[START OF EXERCISE MATERIALS]
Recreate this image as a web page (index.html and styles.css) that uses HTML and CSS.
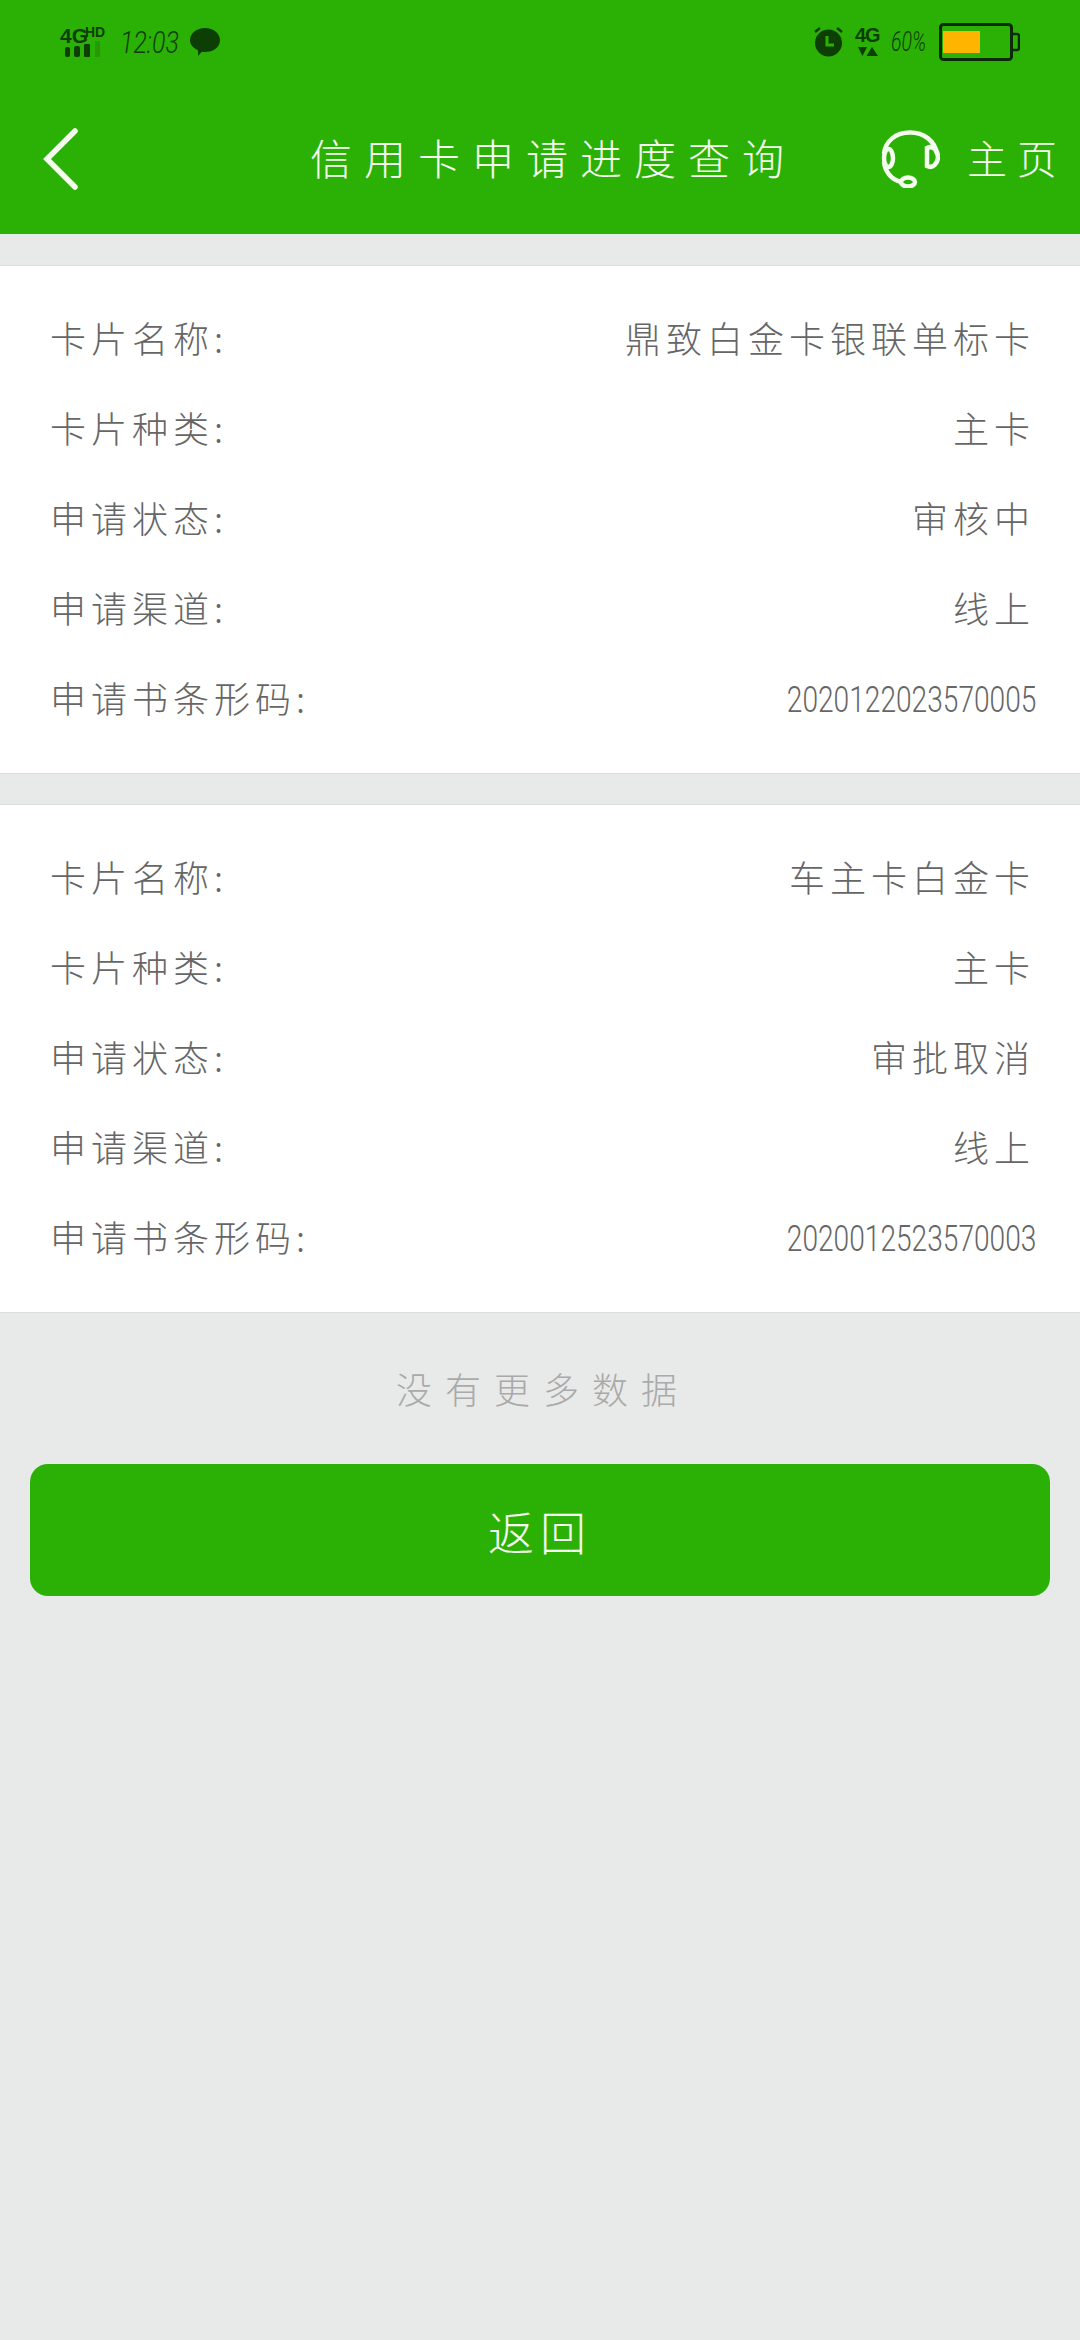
FILE: index.html
```html
<!DOCTYPE html>
<html lang="zh-CN">
<head>
<meta charset="utf-8">
<title>信用卡申请进度查询</title>
<link rel="stylesheet" href="styles.css">
</head>
<body>
<header class="header">
  <div class="status">
    <div class="status-left">
      <svg class="ic" width="46" height="30" viewBox="0 0 46 30">
        <text x="0" y="16" class="sig-4g">4G</text>
        <text x="25" y="10" class="sig-hd">HD</text>
        <rect x="5" y="20" width="5" height="10" rx="2" fill="#0d3f05"/>
        <rect x="14" y="19" width="6" height="11" rx="2" fill="#0d3f05"/>
        <rect x="24" y="17" width="6" height="13" rx="1" fill="#0d3f05"/>
        <rect x="35" y="14" width="5" height="16" rx="1" fill="#0d3f05" opacity=".2"/>
      </svg>
      <span class="time">12:03</span>
      <svg width="30" height="28" viewBox="0 0 30 28"><path d="M15 0C23.300 0 30 5.300 30 12.200S23.300 24 15 24C13.800 24 12.700 23.900 11.700 23.700L8.200 28 7.800 21.900C3.100 20 0 16.400 0 12.200 0 5.300 6.700 0 15 0Z" fill="#0d3f05"/></svg>
    </div>
    <div class="status-right">
      <svg width="29" height="30" viewBox="0 0 29 30">
        <circle cx="14.500" cy="16" r="13.500" fill="#0d3f05"/>
        <path d="M1 5 6 1M28 5 23 1" stroke="#0d3f05" stroke-width="2.500" fill="none"/>
        <path d="M13 9V18H20" stroke="#2bb106" stroke-width="3" fill="none"/>
      </svg>
      <svg class="ic" width="24" height="30" viewBox="0 0 24 30">
        <text x="0" y="15" class="sig-4g sig-4g-small">4G</text>
        <path d="M3 20H12L7.500 29ZM11.500 29 17 20 23 29Z" fill="#0d3f05"/>
      </svg>
      <span class="percent">60%</span>
      <svg width="81" height="38" viewBox="0 0 81 38">
        <rect x="1.500" y="1.500" width="71" height="35" rx="3" fill="none" stroke="#0d2a08" stroke-width="3"/>
        <rect x="4" y="8" width="37" height="22" fill="#ffb400"/>
        <path d="M73 11H78Q80 11 80 13V25Q80 27 78 27H73" fill="none" stroke="#0d2a08" stroke-width="2.500"/>
      </svg>
    </div>
  </div>
  <nav class="nav">
    <svg class="back" width="36" height="62" viewBox="0 0 36 62"><path d="M33 3 5 31 33 59" fill="none" stroke="#f4fbef" stroke-width="5.500" stroke-linecap="round"/></svg>
    <h1 class="title">信用卡申请进度查询</h1>
    <svg class="headset" width="59" height="58" viewBox="0 0 59 58" fill="none" stroke="#f4fbef" stroke-width="4.500">
      <path d="M3 24C4 11 15 2.500 29 2.500S54 11 56 24"/>
      <path d="M3 32C4 42 11 50 20 52"/>
      <ellipse cx="7.500" cy="28" rx="4.500" ry="9"/>
      <path d="M46 18C52 15 57 21 57 27S52 39 46 36Z"/>
      <ellipse cx="27" cy="52" rx="7" ry="4.500"/>
    </svg>
    <a class="home">主页</a>
  </nav>
</header>

<main>
  <section class="card">
    <div class="row"><span class="label">卡片名称:</span><span class="value">鼎致白金卡银联单标卡</span></div>
    <div class="row"><span class="label">卡片种类:</span><span class="value">主卡</span></div>
    <div class="row"><span class="label">申请状态:</span><span class="value">审核中</span></div>
    <div class="row"><span class="label">申请渠道:</span><span class="value">线上</span></div>
    <div class="row"><span class="label">申请书条形码:</span><span class="num">2020122023570005</span></div>
  </section>
  <section class="card">
    <div class="row"><span class="label">卡片名称:</span><span class="value">车主卡白金卡</span></div>
    <div class="row"><span class="label">卡片种类:</span><span class="value">主卡</span></div>
    <div class="row"><span class="label">申请状态:</span><span class="value">审批取消</span></div>
    <div class="row"><span class="label">申请渠道:</span><span class="value">线上</span></div>
    <div class="row"><span class="label">申请书条形码:</span><span class="num">2020012523570003</span></div>
  </section>
  <p class="more">没有更多数据</p>
  <button class="return">返回</button>
</main>
</body>
</html>
```
FILE: styles.css
```css
* { box-sizing: border-box; }
html, body { margin: 0; padding: 0; }
body {
  width: 1080px;
  height: 2340px;
  background: #e8e9e9;
  font-family: "Noto Sans CJK SC", "Noto Sans", sans-serif;
  font-weight: 300;
  overflow: hidden;
}
.header { background: #2bb106; height: 234px; }
.status {
  height: 84px;
  padding: 0 60px;
  display: flex;
  justify-content: space-between;
  align-items: center;
}
.status-left, .status-right { display: flex; align-items: center; }
.status-left { gap: 14px; }
.status-right { gap: 12px; }
.ic { overflow: visible; }
.sig-4g { font: 700 21px "Liberation Sans", sans-serif; fill: #0d3f05; }
.sig-4g-small { font-size: 20px; letter-spacing: -1px; }
.sig-hd { font: 700 14px "Liberation Sans", sans-serif; fill: #0d3f05; }
.time, .percent {
  font-family: "Roboto", sans-serif;
  font-weight: 300;
  font-style: italic;
  color: #0d3f05;
  line-height: 30px;
  transform-origin: left center;
}
.time { font-size: 32px; width: 56px; transform: scaleX(.78); }
.percent { font-size: 28px; width: 36px; transform: scaleX(.7); }
.nav { height: 150px; display: flex; align-items: center; color: #f4fbef; }
.back { margin-left: 42px; flex: none; }
.title {
  margin: 0 0 5px 232px;
  width: 476px;
  font-size: 42px;
  font-weight: 300;
  letter-spacing: 12px;
  white-space: nowrap;
}
.headset { margin-left: 95px; flex: none; }
.home { margin: 0 0 5px 27px; font-size: 40px; letter-spacing: 10px; white-space: nowrap; }
main { display: block; }
.card {
  height: 509px;
  margin-top: 30px;
  padding: 28px 0;
  background: #fff;
  border-top: 1px solid #dcdddd;
  border-bottom: 1px solid #dcdddd;
}
.card:first-child { margin-top: 31px; }
.row {
  height: 90px;
  padding: 0 50px;
  display: flex;
  justify-content: space-between;
  align-items: center;
  color: #666;
  font-size: 36px;
  letter-spacing: 5px;
  white-space: nowrap;
}
.label, .value { margin-bottom: 5px; }
.value { margin-right: -5px; }
.num {
  font-family: "Roboto", sans-serif;
  font-weight: 300;
  font-size: 37px;
  letter-spacing: 0;
  margin-right: -6px;
  transform: scaleX(.76);
  transform-origin: right center;
}
.more {
  margin: 0;
  height: 150px;
  display: flex;
  align-items: center;
  justify-content: center;
  color: #aaa;
  font-size: 36px;
  letter-spacing: 13px;
  padding-left: 6px;
}
.return {
  display: flex;
  align-items: center;
  justify-content: center;
  width: 1020px;
  height: 132px;
  margin: 1px 30px 0;
  border: 0;
  border-radius: 18px;
  background: #2bb106;
  color: #f4fbef;
  font: inherit;
  font-size: 46px;
  letter-spacing: 6px;
}
```
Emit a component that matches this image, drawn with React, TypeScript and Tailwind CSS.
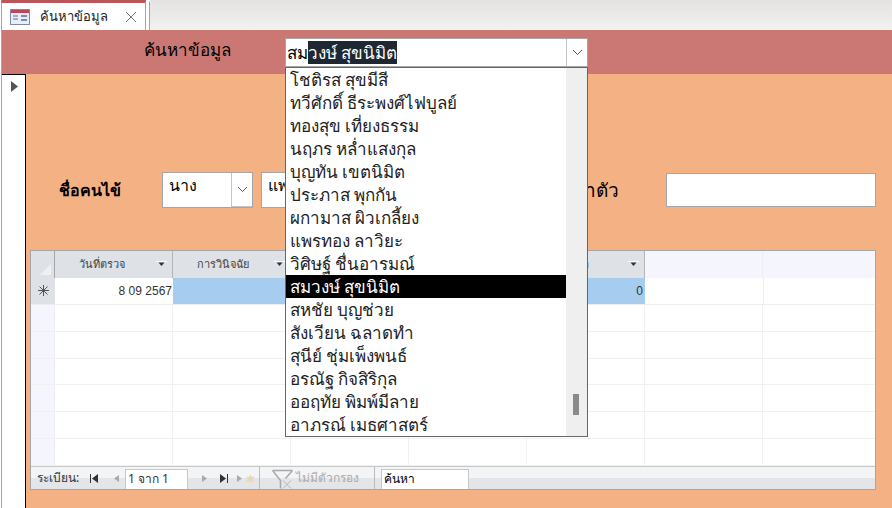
import React from 'react'

const names = [
    'โชติรส สุขมีสี',
    'ทวีศักดิ์ ธีระพงศ์ไฟบูลย์',
    'ทองสุข เที่ยงธรรม',
    'นฤภร หล่ำแสงกุล',
    'บุญทัน เขตนิมิต',
    'ประภาส พุกกัน',
    'ผกามาส ผิวเกลี้ยง',
    'แพรทอง ลาวิยะ',
    'วิศิษฐ์ ชื่นอารมณ์',
    'สมวงษ์ สุขนิมิต',
    'สหชัย บุญช่วย',
    'สังเวียน ฉลาดทำ',
    'สุนีย์ ชุ่มเพ็งพนธ์',
    'อรณัฐ กิจสิริกุล',
    'ออฤทัย พิมพ์มีลาย',
    'อาภรณ์ เมธศาสตร์',
]

const headers = ['วันที่ตรวจ', 'การวินิจฉัย', '', '', 'ตรวจซ้ำ']
const emptyRows = [0, 1, 2, 3, 4, 5]

const Chevron = () => (
    <svg width="11" height="7" viewBox="0 0 11 7" fill="none" stroke="#555" strokeWidth="1">
        <path d="M1 1l4.5 4.5L10 1" />
    </svg>
)

const SortArrow = () => (
    <svg width="11" height="6" viewBox="0 0 11 6" className="shrink-0">
        <path d="M0 .5h11" stroke="#fff" />
        <path d="M2.5 1.5h6L5.5 5z" fill="#333" />
    </svg>
)

const NavIcon = ({ d, color = '#333' }: { d: string; color?: string }) => (
    <svg width="11" height="11" viewBox="0 0 11 11" className="shrink-0">
        <path d={d} fill={color} />
    </svg>
)

const FormIcon = () => (
    <svg width="20" height="16" viewBox="0 0 20 16" className="shrink-0">
        <rect x="0.5" y="0.5" width="19" height="15" fill="#e9edf5" stroke="#7f8aa3" />
        <rect x="1" y="1" width="18" height="3" fill="#b9485a" />
        <path d="M3 7h5M3 10h5" stroke="#5a6a8a" />
        <rect x="11" y="6" width="6" height="2" fill="#7f8aa3" />
        <rect x="11" y="10" width="6" height="2" fill="#7f8aa3" />
    </svg>
)

const FilterIcon = () => (
    <svg width="21" height="20" viewBox="0 0 21 20" fill="none" className="shrink-0 mt-[2px]">
        <path d="M.5 1.5h20M.5 1.5l8 10v8M20.5 1.5l-7 8" stroke="#a8a8a8" strokeWidth="1.5" />
        <path d="M11 11.5l8 8M19 11.5l-8 8" stroke="#b4b4b4" />
    </svg>
)

export default function App() {
    return (
        <div className="relative w-[892px] h-[508px] overflow-hidden bg-white font-['Noto_Sans','Liberation_Sans',sans-serif] text-black">
            {/* tab strip */}
            <div className="flex h-[30px] ml-px bg-gradient-to-b from-[#e3e2e0] to-[#f3f2f0]">
                <div className="w-[145px] border-x border-[#a6a6a6] bg-white border-t-[3px] border-t-[#b9565a] flex items-center pl-[8px] gap-[10px]">
                    <FormIcon />
                    <span className="text-[13px] text-[#222] w-[75px] whitespace-nowrap">ค้นหาข้อมูล</span>
                    <svg width="12" height="12" viewBox="0 0 12 12" fill="none" stroke="#777" className="shrink-0">
                        <path d="M1 1l10 10M11 1L1 11" />
                    </svg>
                </div>
                <div className="w-[4px] bg-white border-r border-[#a6a6a6] border-t-[3px] border-t-white"></div>
            </div>

            <div className="h-[478px] ml-px border-l border-[#a6a6a6] flex flex-col">
                {/* form header */}
                <div className="h-[44px] bg-[#cb7875] pl-[142px] pt-[7px] text-[17px] leading-[26px]">
                    ค้นหาข้อมูล
                </div>

                {/* form detail */}
                <div className="flex-1 flex bg-[#f4b183]">
                    <div className="w-[24px] bg-white border-r border-t border-black flex justify-center items-start pt-[6px] pl-[1px]">
                        <svg width="7" height="11" viewBox="0 0 7 11"><path d="M0 0l7 5.5L0 11z" fill="#555" /></svg>
                    </div>
                    <div className="flex-1 pl-[4px] pr-[16px] flex flex-col">
                        <div className="h-[98px]"></div>
                        <div className="h-[35px] flex items-center justify-between">
                            <div className="flex items-center">
                                <span className="ml-[29px] w-[103px] text-[16px] leading-[22px] font-semibold whitespace-nowrap">ชื่อคนไข้</span>
                                <div className="w-[91px] h-[36px] bg-white border border-[#a6a6a6] pl-[6px] text-[16px] leading-[24px] relative">
                                    นาง
                                    <div className="absolute right-0 top-0 h-full w-[21px] border-l border-b border-[#c4c4c4] flex items-center justify-center">
                                        <Chevron />
                                    </div>
                                </div>
                                <div className="w-[100px] h-[36px] ml-[8px] bg-white border border-[#a6a6a6] pl-[6px] text-[16px] leading-[24px]">แพทย์</div>
                            </div>
                            <div className="flex items-center gap-[47px]">
                                <span className="text-[19px] leading-[26px] whitespace-nowrap">โรคประจำตัว</span>
                                <div className="w-[210px] h-[34px] bg-white border border-[#a6a6a6]"></div>
                            </div>
                        </div>

                        {/* datasheet */}
                        <div className="mt-[43px] h-[240px] border border-[#a6a6a6] bg-white flex flex-col">
                            <div className="flex h-[27px] bg-[#f5f6fd]">
                                <div className="w-[24px] bg-[#dee1e6] relative border-r border-[#a6a6a6]">
                                    <div className="absolute left-[9px] bottom-[3px] w-0 h-0 border-l-[11px] border-l-transparent border-b-[11px] border-b-[#eef0f4]"></div>
                                </div>
                                {headers.map((h, i) => (
                                    <div key={i} className="w-[118px] bg-[#dee1e6] border-r border-[#b5b5b5] flex items-center pl-[24px] pr-[5px] justify-between text-[11px] text-[#444]">
                                        <span className="truncate">{h}</span>
                                        <SortArrow />
                                    </div>
                                ))}
                                <div className="w-[118px] border-r border-[#eceef2]"></div>
                                <div className="flex-1"></div>
                            </div>
                            <div className="flex h-[27px] border-b border-[#eee]">
                                <div className="w-[24px] bg-[#dee1e6] flex items-center justify-center">
                                    <svg width="11" height="11" viewBox="0 0 11 11" fill="none" stroke="#555">
                                        <path d="M5.5 0v11M0 5.5h11M1.5 1.5l8 8M9.5 1.5l-8 8" />
                                    </svg>
                                </div>
                                <div className="w-[118px] text-right pr-[1px] pt-[5px] text-[12px] leading-[16px] text-[#333] font-['Liberation_Sans',sans-serif]">8 09 2567</div>
                                <div className="w-[472px] bg-[#a6cdf0] text-right pr-[2px] pt-[5px] text-[12px] leading-[16px] text-[#333] font-['Liberation_Sans',sans-serif]">0</div>
                                <div className="w-[118px] ml-px border-r border-[#eee]"></div>
                                <div className="flex-1"></div>
                            </div>
                            {emptyRows.map(r => (
                                <div key={r} className="flex h-[27px] border-b border-[#f1f1f1]">
                                    <div className="w-[24px] bg-[#f5f6fd] border-r border-[#eceef2]"></div>
                                    {[0, 1, 2, 3, 4, 5].map(c => (
                                        <div key={c} className="w-[118px] border-r border-[#f1f1f1]"></div>
                                    ))}
                                    <div className="flex-1"></div>
                                </div>
                            ))}
                            <div className="flex-1 flex items-center bg-[linear-gradient(#f3f4f6_50%,#e3e5e8_50%)] border-t border-[#c8c8c8] text-[12px] text-[#333]">
                                <span className="ml-[6px] w-[52px] whitespace-nowrap">ระเบียน:</span>
                                <NavIcon d="M1 1h1v9H1zM9 1v9L3 5.5z" />
                                <span className="w-[11px]"></span>
                                <NavIcon d="M8 2v7L3 5.5z" color="#aaa" />
                                <div className="ml-[3px] w-[63px] h-[20px] self-end bg-white border border-b-0 border-[#c8c8c8] pl-[2px] leading-[18px]">1 จาก 1</div>
                                <span className="w-[11px]"></span>
                                <NavIcon d="M3 2v7l5-3.5z" color="#aaa" />
                                <span className="w-[8px]"></span>
                                <NavIcon d="M2 1v9l6-4.5zM9 1h1v9H9z" />
                                <span className="w-[6px]"></span>
                                <NavIcon d="M2 2v7l5-3.5z" color="#aaa" />
                                <span className="text-[#ead9b0] w-[9px] leading-none text-[11px]">✱</span>
                                <div className="ml-[4px] h-full border-l border-[#bbb] flex items-center pl-[12px] gap-[3px] w-[115px] text-[#aaa]">
                                    <FilterIcon />
                                    <span className="whitespace-nowrap">ไม่มีตัวกรอง</span>
                                </div>
                                <div className="h-full border-l border-[#bbb] pl-[6px] flex items-end">
                                    <div className="w-[88px] h-[20px] bg-white border border-b-0 border-[#c8c8c8] pl-[2px] leading-[18px] text-black">ค้นหา</div>
                                </div>
                            </div>
                        </div>
                    </div>
                </div>
            </div>

            {/* combo box open over the form */}
            <div className="absolute left-[285px] top-[38px] w-[303px] h-[29px] bg-white border border-[#a6a6a6] flex items-center pl-[1px] text-[17px] leading-[23px]">
                <span>สม</span>
                <span className="bg-[#1f2733] text-white">วงษ์ สุขนิมิต</span>
                <div className="absolute right-0 top-0 h-full w-[21px] border-l border-[#c4c4c4] flex items-center justify-center">
                    <Chevron />
                </div>
            </div>
            <div className="absolute left-[285px] top-[67px] w-[303px] h-[370px] bg-white border border-[#666] flex">
                <div className="w-[280px]">
                    {names.map((n, i) => (
                        <div key={n} className={`h-[23px] leading-[23px] pl-[4px] text-[17px] whitespace-nowrap ${i === 9 ? 'bg-black text-white' : 'text-[#222]'}`}>
                            {n}
                        </div>
                    ))}
                </div>
                <div className="flex-1 bg-[#efefef] relative">
                    <div className="absolute left-[7px] top-[326px] w-[6px] h-[21px] bg-[#8a8a8a]"></div>
                </div>
            </div>
        </div>
    )
}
[END OF EXERCISE MATERIALS]
■ OBJECTIVE ■
Except for the pictures, write out exactly the lines from the line that contains "Emit a component" through the line that contains "import React from 'react'", including both.

■ THE COMPLETED TASK ■
Emit a component that matches this image, drawn with React, TypeScript and Tailwind CSS.
import React from 'react'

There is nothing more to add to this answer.